Let $\mathscr{R}(F)$ be the range of $F$. We have that $1 \in \mathscr{R}(F)$, since $F(1') = 1$. Now assume $x \in \mathscr{R}(F)$ thus $(\exists u)(u \in P' \land x = F(u))$ and as $S$ is closed under $\mathbb{N} $ we have S(x) defined: $$S(x) = S(F(u))$$ and by definition of $F$ it follows $$S(x) = F(S'(u))$$
Thus we have $\mathscr{R}(F) \subseteq \mathbb{N} \land 1 \in \mathscr{R}(F)$ and we have shown that $x \in \mathscr{R}(F) \Rightarrow S(x) \in \mathscr{R}(F)$, therefore by Mathematical induction on $\mathbb{N}$ we have that $\mathscr{R}(F) = \mathbb{N}$, thus we got $F: P' \xrightarrow[onto]{} \mathbb{N}$
- Now we must show that $F$ is one-one, the first thing I notice is that if $F$ is from $P'$ onto $\mathbb{N}$ is must have at least one restriction $F'$ of $F$ where $F'$ is one-one, by the nature of the Iteration Theorem if we peek some element $x$ from $P'$ we have that $F(S'(x)) = S(F(x))$, but it we take $F(S'(S'(x)))$ we got first $S(F(S'(x))$ from which follows $S(S(F(x))$ not matter how many times we repeat this proccess we will have distinct objects because the nature of successor operation on $\mathbb{N}$, lets denote the $n$ applications of $S'$ to some $x$ by $S'^n(x)$ and $n$ applications of $S$ to $x$ by $S^n(x)$, therefore we can write $F(S'^n(x)) = S^n(F(x))$.
From this we can see that for any $a,b \in \mathbb{N}$ and some $x \in P'$ we have that $a \neq b \Rightarrow F(S'^a(x)) \neq F(S'^b(x))$ from which follows $a \neq b \Rightarrow S'^a(x) \neq S'^b(x)$.
Now for any $x \in P'$ let $P_x = \{y : y \in P' \land n \in \mathbb{N} \land (y = S'^n(x) \lor y=x) \}$, thus let $x=1$ in this definition and we will have $$P_{1'} = \{y : y \in P' \land n \in \mathbb{N} \land (y = S'^n(1') \lor y=1') \}$$
Now let $F$ be restricted to $F': P_{1'}\rightarrow \mathbb{N}$, we can prove that $F'$ is onto in the same way that was done before and as all elements in $P_{1'}$ is obtained from a successive applications of $S'$ to $1'$ it follows that $F'$ is one-one because $a,b \in \mathbb{N}$ we have that $a \neq b \Rightarrow F(S'^a(1')) \neq F(S'^b(1'))$, therefore we have $F':P_{1'} \xrightarrow[onto]{1-1} \mathbb{N}.$
- Now I suppose its possible to show that $F'=F$ or in other way that $P_{1'} = P'$ because it will prove that exists an isomorphism between $(P',S',1')$ and $(\mathbb{N}, S, 1)$ from which will follows that (P',S',1') is Peano system.
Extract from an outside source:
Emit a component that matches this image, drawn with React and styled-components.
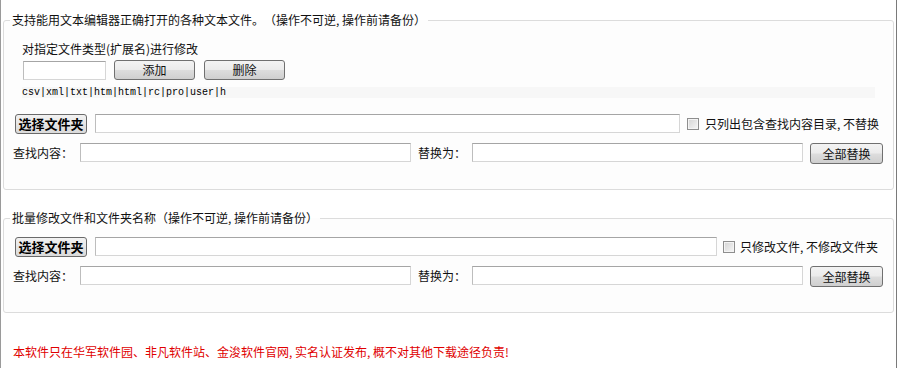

I tried to show those both but I failed in all attempts and its not worth to put what tried at this part because I dont get any useful conclusions, thus I moved to the another approach where I dont make much progress but at least I got some useful things about singulary operation $S'$.
- From now I will just show two useful properties that $S'$ must have considering the function $F:P' \rightarrow \mathbb{N}$ established before using the Iteration Theorem.
- $(\forall x)(S'(x) \neq 1')$
First assume $1'$ is in the range of $S$, thus $1' = S'(u)$ for some $u \in P'$, from which follows: $$F(1') = F(S'(u))$$ but as F(1') = 1 and F(S'(u)) = S(F(u)) we got $$1 = S(F(u))$$, which is a contradiction because by Axiom (P1) on $(\mathbb{N},S,1)$ $1$ is not a successor, therefore $1'$ is not in the range of $S'$, if we suppose $S'$ will act as a sucessor operation on $P'$ this show that Axiom (P1) holds true for $(P',S',1')$.
- $(\forall x)(x \neq S'(x))$
Assume $S'(x) = x$, thus F(S'(x)) = F(x), from which follows S(F(x)) = F(x), which is a contradiction on $(\mathbb{N},S,1)$ because no one natural number is its own sucessor, therefore we have $x \neq S'(x)$ for all $x$ in $P'$.
Thats all I tried and managed to do, I think if its possible to prove that $S'$ is one-one it will be possible to prove that $F$ is one-one too and finish this proof without going along all Peano Axioms in the second apporach, but when if $S'$ is proved to be one-one, the only axiom which will be needed to prove is the Mathematical Induction.
Im not certain that those approach can really work in that case, so any feedback is welcome, and another approaches too, but I will like if some of those can be finished or corrected.